Lettre à Roselyne Bachelot [par Jean-Paul Pelras]

Madame,
pour rédiger ma petite correspondance hebdomadaire, j’avais, dans un premier temps, jeté mon dévolu sur Manuel Valls, ancien Premier ministre expatrié du côté des Ramblas où, de toute évidence, il n’a pas trouvé de quoi satisfaire son ego surdimensionné, puisqu’il revient en France comme chroniqueur sur RMC et BFMTV. Du coup, je suis allé musarder sur le site de ces deux médias où, parmi le petit personnel, je suis tombé sur Emmanuel Lechypre, “journaliste”, qui déclarait le 29 juin : “On vous vaccinera de force, moi je vous ferai emmener par deux policiers au centre de vaccination. Faut aller les chercher avec les dents et avec les menottes s’il le faut […] Les non-vaccinés, ce sont des dangers publics, donc j’ai une démarche très claire : je fais tout pour en faire des parias de la société !” De fil en aiguille, j’ai croisé la route du nommé Jean-Christophe Lagarde, député et président de l’UDI, comprenez “Union des démocrates et indépendants”, favorable à une vaccination obligatoire tous azimuts assortie de contrôles et de “punitions” à l’égard de ceux qui refuseraient d’obtempérer. Lagarde, ancien maire de Drancy qui citait Goebbels pour répondre au journal Le Point après la diffusion d’un article intitulé “Communautarisme, pactes avec des voyous ou des islamistes – Ces élus qui ont vendu leur âme”.
Trois individus qui, à bien y regarder, ne m’inspiraient rien de bon.
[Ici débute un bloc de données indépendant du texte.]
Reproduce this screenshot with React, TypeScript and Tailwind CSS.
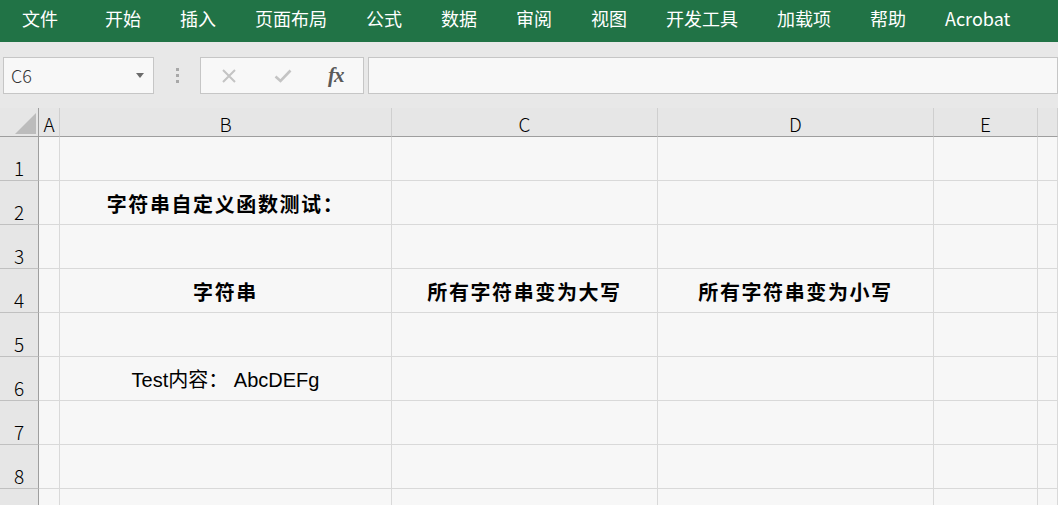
const menus = [
  "文件",
  "开始",
  "插入",
  "页面布局",
  "公式",
  "数据",
  "审阅",
  "视图",
  "开发工具",
  "加载项",
  "帮助",
  "Acrobat",
];

const font = { fontFamily: '"Noto Sans CJK SC", "Microsoft YaHei", sans-serif' };
const cellFont = { fontFamily: '"Liberation Sans", "Noto Sans CJK SC", sans-serif' };

const cols = ["A", "B", "C", "D", "E", ""];

// cell contents keyed by row then column index (0 = A)
const cells: Record<number, Record<number, { text: string; bold?: boolean }>> = {
  2: { 1: { text: "字符串自定义函数测试：", bold: true } },
  4: {
    1: { text: "字符串", bold: true },
    2: { text: "所有字符串变为大写", bold: true },
    3: { text: "所有字符串变为小写", bold: true },
  },
  6: { 1: { text: "Test内容： AbcDEFg" } },
};

const rows = [1, 2, 3, 4, 5, 6, 7, 8, 9];

export default function App() {
  return (
    <div
      className="w-[1058px] h-[505px] overflow-hidden bg-[#e8e8e8] text-black"
      style={font}
    >
      {/* ribbon tabs */}
      <div className="h-[42px] bg-[#217346] flex items-center pb-[5px] pl-[22px] gap-[39px] text-white text-[18px]">
        {menus.map((m, i) => (
          <span key={m} className={i === 0 ? "mr-[8px]" : ""}>
            {m}
          </span>
        ))}
      </div>

      {/* formula bar */}
      <div className="h-[66px] pt-[15px] flex items-start">
        <div className="ml-[3px] w-[151px] h-[37px] bg-[#f8f8f8] border border-[#c6c6c6] flex items-center justify-between pl-[7px] pr-[9px]">
          <span className="text-[18px] font-light text-[#333]">C6</span>
          <svg width="8" height="5" viewBox="0 0 8 5">
            <path d="M0 0H8L4 5Z" fill="#6b6b6b" />
          </svg>
        </div>
        <div className="w-[46px] h-[37px] flex flex-col items-center justify-center gap-[3px]">
          <span className="w-[3px] h-[3px] bg-[#a8a8a8]" />
          <span className="w-[3px] h-[3px] bg-[#a8a8a8]" />
          <span className="w-[3px] h-[3px] bg-[#a8a8a8]" />
        </div>
        <div className="w-[164px] h-[37px] bg-[#f8f8f8] border border-[#c6c6c6] flex items-center">
          <svg width="16" height="16" viewBox="0 0 16 16" className="ml-[20px]">
            <path d="M2 2L14 14M14 2L2 14" stroke="#c4c4c4" strokeWidth="2" />
          </svg>
          <svg width="18" height="14" viewBox="0 0 18 14" className="ml-[37px]">
            <path d="M1.5 7.5L6.5 12L16.5 1.5" stroke="#c4c4c4" strokeWidth="2.6" fill="none" />
          </svg>
          <span
            className="ml-[36px] text-[21px] italic font-bold text-[#5a5a5a] tracking-[-1px]"
            style={{ fontFamily: '"Liberation Serif", serif' }}
          >
            fx
          </span>
        </div>
        <div className="ml-[4px] flex-1 h-[37px] bg-[#f8f8f8] border border-[#c6c6c6]" />
      </div>

      {/* sheet */}
      <div className="grid grid-cols-[39px_21px_332px_266px_276px_104px_1fr] grid-rows-[29px_repeat(9,44px)]">
        {/* corner */}
        <div className="border-r border-b border-[#9e9e9e] bg-[#e6e6e6] relative">
          <svg width="21" height="21" viewBox="0 0 21 21" className="absolute left-[15px] top-[5px]">
            <path d="M21 0V21H0Z" fill="#bcbcbc" />
          </svg>
        </div>
        {cols.map((c) => (
          <div
            key={c || "F"}
            className="bg-[#e6e6e6] border-r border-r-[#cfcfcf] border-b border-b-[#9e9e9e] flex items-center justify-center text-[19px] font-light leading-none pt-[3px]"
          >
            {c}
          </div>
        ))}

        {rows.map((r) => (
          <div key={r} className="contents">
            <div className="bg-[#e6e6e6] border-r border-r-[#9e9e9e] border-b border-b-[#c0c0c0] flex items-end justify-center text-[19px] font-light leading-[24px]">
              {r < 9 ? r : ""}
            </div>
            {cols.map((c, ci) => {
              const cell = cells[r]?.[ci];
              return (
                <div
                  key={ci}
                  className="bg-[#f7f7f7] border-r border-b border-[#d9d9d9] flex items-end justify-center pb-[8px] leading-[24px] whitespace-pre"
                >
                  {cell &&
                    (cell.bold ? (
                      <span className="text-[20px] font-bold tracking-[1.6px]">
                        {cell.text}
                      </span>
                    ) : (
                      <span className="text-[20px]" style={cellFont}>
                        {cell.text}
                      </span>
                    ))}
                </div>
              );
            })}
          </div>
        ))}
      </div>
    </div>
  );
}
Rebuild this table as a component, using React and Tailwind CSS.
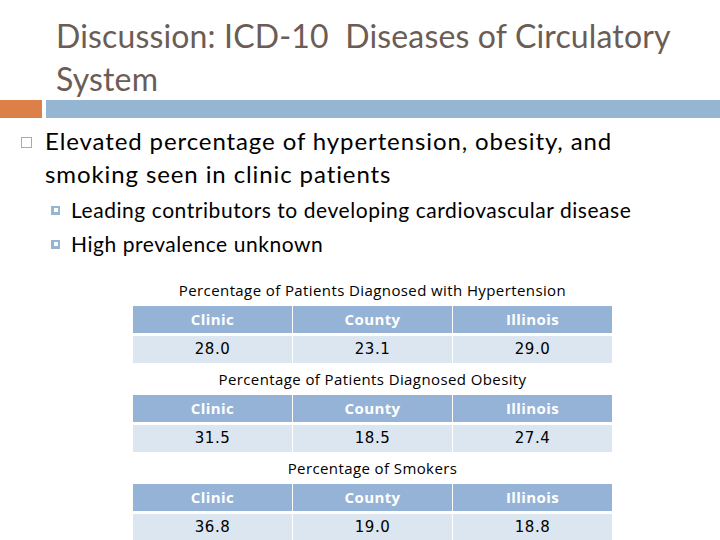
const tables = [
  { title: "Percentage of Patients Diagnosed with Hypertension", values: ["28.0", "23.1", "29.0"] },
  { title: "Percentage of Patients Diagnosed Obesity", values: ["31.5", "18.5", "27.4"] },
  { title: "Percentage of Smokers", values: ["36.8", "19.0", "18.8"] },
];

const heads = ["Clinic", "County", "Illinois"];

const StatTable = ({ title, values }) => {
  return (
    <div className="flex flex-col w-[479px]">
      <div className="h-[32px] flex items-center justify-center text-[15px] text-black tracking-[0.4px]" style={{ fontFamily: '"Open Sans", sans-serif' }}>
        {title}
      </div>
      <div className="grid grid-cols-3 gap-x-[1px] gap-y-[3px]">
        {heads.map((h) => (
          <div key={h} className="h-[27px] bg-[#95b3d7] flex items-center justify-center text-white font-bold text-[15px] tracking-[0.4px]" style={{ fontFamily: '"Open Sans", sans-serif' }}>
            {h}
          </div>
        ))}
        {values.map((v, i) => (
          <div key={i} className="h-[27px] bg-[#dce6f1] flex items-center justify-center text-black text-[15px] tracking-[0.5px]" style={{ fontFamily: '"DejaVu Sans", sans-serif' }}>
            {v}
          </div>
        ))}
      </div>
    </div>
  );
};

const App = () => {
  return (
    <div className="w-[720px] h-[540px] bg-white overflow-hidden" style={{ fontFamily: 'Lato, "Liberation Sans", sans-serif' }}>
      <div className="pl-[56px] pt-[14px] text-[32px] leading-[43px] tracking-[0.15px] text-[#6b5d55]">
        <div>Discussion: ICD-10&nbsp; Diseases of Circulatory</div>
        <div>System</div>
      </div>
      <div className="flex gap-[4px] h-[18px]">
        <div className="w-[42px] bg-[#dd8047]"></div>
        <div className="flex-1 bg-[#94b6d2]"></div>
      </div>
      <div className="mt-[6px] flex">
        <div className="w-[45px] pl-[21px] pt-[13px]">
          <div className="w-[11px] h-[11px] border border-[#c4a58c]"></div>
        </div>
        <div className="text-[24px] leading-[33px] tracking-[0.9px] text-black">
          <div>Elevated percentage of hypertension, obesity, and</div>
          <div>smoking seen in clinic patients</div>
        </div>
      </div>
      <div className="mt-[3px] flex flex-col text-[21px] leading-[34px] tracking-[0.55px] text-black">
        {["Leading contributors to developing cardiovascular disease", "High prevalence unknown"].map((t) => (
          <div key={t} className="flex items-center">
            <div className="ml-[51px] w-[9px] h-[9px] bg-[#94b6d2] flex items-center justify-center">
              <div className="w-[4px] h-[4px] bg-white"></div>
            </div>
            <div className="ml-[11px]">{t}</div>
          </div>
        ))}
      </div>
      <div className="ml-[133px] mt-[13px] flex flex-col">
        {tables.map((t) => (
          <StatTable key={t.title} title={t.title} values={t.values} />
        ))}
      </div>
    </div>
  );
};

export default App;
Et puis il y eut cette petite pique, Madame la ministre de la Culture, que vous avez adressée à Marion. La Môme ayant dénoncé le manque de considération du gouvernement à l’égard des artistes : “On s’est senti abandonné dans cette crise. On était regardé comme pas totalement utile…”
“Je ne peux pas du tout laisser dire cela. Ce n’est pas que c’est injuste, c’est faux. Aucun pays n’a fait autant que la France pour le monde de la culture…” lui avez vous rétorqué in petto, alors que l’actrice s’apprêtait à gravir les marches du Festival de Cannes équipée d’une robe Chanel et entourée de gens qui n’avaient, de toute évidence, pas eu à souffrir de ladite crise.
Et bien, Roselyne Bachelot, bien que vous ayant égratigné par le passé dans quelques correspondances, sur ce coup-là, je l’avoue, vous méritez un satisfecit. Quitte à passer pour un réactionnaire rétif au labeur de certains troubadours, je trouve le mouchoir de soie quelque peu inapproprié aux larmes d’une corporation qui pense que la promotion du rêve passe aussi par celle de la compassion.

Le faste de la cérémonie où, gitant probablement au-dessus des lois, certains festivaliers (dont vous faisiez partie…) se sont largement affranchis du port du masque et des gestes barrières, contraste en effet quelque peu avec cet “abandon” dont les artistes furent soi-disant victimes. D’autres secteurs d’activités, probablement moins “éclairés” et ne pouvant bénéficier du prisme des projecteurs pour se lamenter, ont été contraints de baisser pavillons et rideaux sans pouvoir, de surcroît, célébrer leurs faillites, une coupe à la main, devant le Majestic, en robe du soir et talons hauts.

Puisqu’il faut raison garder, votre réponse était donc, Madame la ministre, appropriée. Le ruissèlement de l’argent public étant nécessaire lorsqu’il arrive jusque dans l’escarcelle des déshérités, y compris lorsqu’il s’agit des professionnels du milieu culturel. Mais pas nécessairement lorsqu’il vient alimenter le compte en banque de celles et ceux qui vivent dans la démesure, quelque part aux limites de la dignité, à l’aune de leur prétendue notoriété.